I love autumn—the sound of rustling leaves in the cold wind, the skeletal trees silhouetted against dark skies, the smell of foliage beginning to decay. For me, the season symbolizes the end of growth and the vibrant transition to death, with a promise to be reborn after the cold, white season of rest. I decided to read something this morning that spoke of autumn, so I pulled my copy of The Complete Poems of Robert Frost off my shelf, figuring that would be a good place to look. And there, the third poem listed in the table of contents, was “My November Guest.”
My Sorrow, when she’s here with me,
Thinks these dark days of autumn rain
Are beautiful as days can be;
She loves the bare, the withered tree;
She walks the sodden pasture lane.
Her pleasure will not let me stay.
She talks and I am fain to list:
She’s glad the birds are gone away,
She’s glad her simple worsted gray
Is silver now with clinging mist.
The desolate, deserted trees,
The faded earth, the heavy sky,
The beauties she so truly sees,
She thinks I have no eye for these,
And vexes me for reason why.
Not yesterday I learned to know
The love of bare November days
Before the coming of the snow,
But it were vain to tell her so,
For they are better for her praise.
This poem expresses exactly how I am feeling as I listen to the steady wind outside my window. It’s a strange blend of sadness and wonder. Although Nature is in her final stages, shaking off the last vestiges of life, there is the promise of renewal. Come spring, the cycle will begin anew.

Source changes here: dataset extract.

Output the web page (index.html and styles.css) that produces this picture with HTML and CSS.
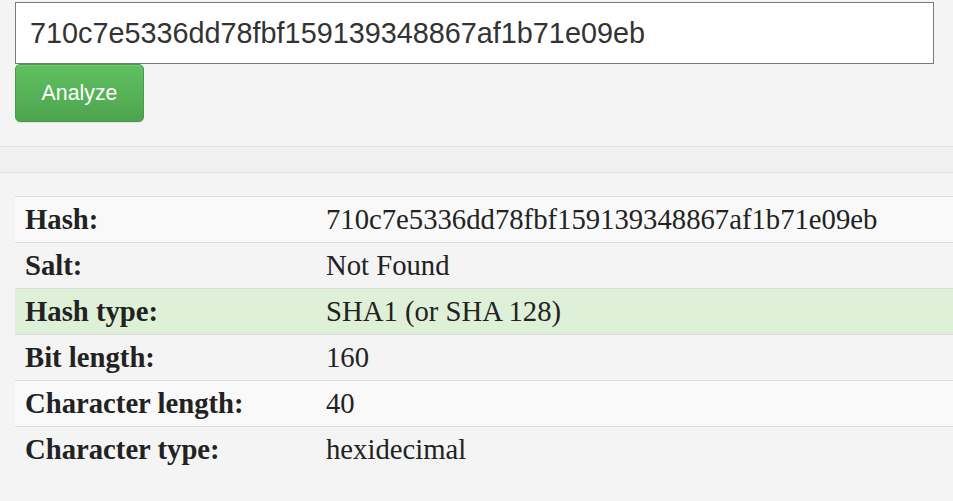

Like Frost, it was “not yesterday that I learned to know the love of bare November days.” This is something I have always felt, a feeling instilled in me as a child camping and exploring in the woods of the northeast. I’m grateful to live in a place where I can experience the seasons and witness Nature’s cycles each year. There is something spiritual about it that is difficult to express, although Robert Frost does it quite well.